A crowd of people walk on a busy Australian street.
New research has revealed the four traits of Australia's happiest person. (Source: Getty)

Who is Australia’s happiest person? According to new research from NAB, these four things are all you need.

Aussies over 65, who live in Queensland and own a house and a pet are the happiest people in the country, according to the NAB Wellbeing Index.

The research found Aussies were generally experiencing increased well-being and were noticeably less anxious compared to three months ago.

It also found that Australians living in rural areas had the highest well-being, marginally ahead of those in capital and regional cities.

Queensland also claimed the title of the country’s happiest state.

Savings aspirations among Australians remained very high, with the number of people trying to save rising to 76 per cent overall and to 96 per cent among 18-to-29-year-old women.

And pets continued to be the biggest contributor to a person’s well-being.

On top of that, expectations that wage increases would be coming were also among the reasons for the improved well-being outlook.

Happiness up but cost of living still weighing us down

The impact of rising cost-of-living pressures was still being felt by many, with one in four people saying they were financially worse off now compared to three months ago.

Rising costs were the biggest cause of stress for almost one in two surveyed (48 per cent), followed by health issues (27 per cent), personal financial issues (26 per cent), mental health (26 per cent) and the economy (21 per cent).

NAB executive Mark Bayliss said pets, relationships, our home and feeling part of our local community all contributed to well-being.

“Queensland’s known as the Sunshine State. All those rays and the laid-back lifestyle might be among the reasons why it’s Australia’s happiest state,” Bayliss said.

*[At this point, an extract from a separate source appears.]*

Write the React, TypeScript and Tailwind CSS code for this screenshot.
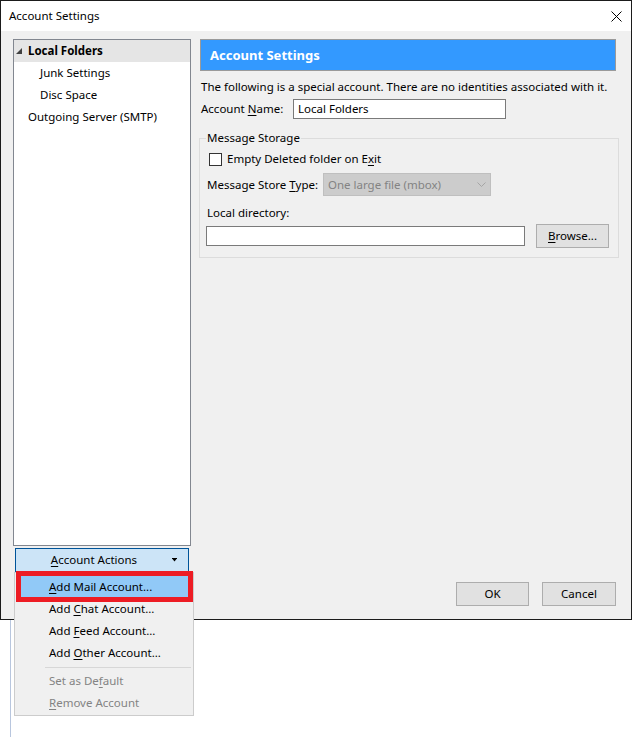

“Encouragingly, more Australians have reduced their household debt in the past three months and three quarters of people aspire to save.”

However, warning signs were starting to show, with 10 per cent of those surveyed saying they thought they would be worse-off, financially, in 12 months.

“It is important that anyone worried about their finances contact their bank as soon as possible,” Bayliss said.

What is the key to happiness?

For one thing, if you are able to get and take care of a pet, now might be as good a time as any.

Almost 60 per cent of those surveyed said pets had positively impacted their well-being.

Community was also key for those living in the big smoke. More than a third of Australians living in capital cities said they benefited from feeling part of their local community.

And what makes you happy is likely to change as you get older.

For example, personal safety and physical health were key drivers of well-being for 18-to-29-year-olds, while standard of living was the main driver for those aged over 65.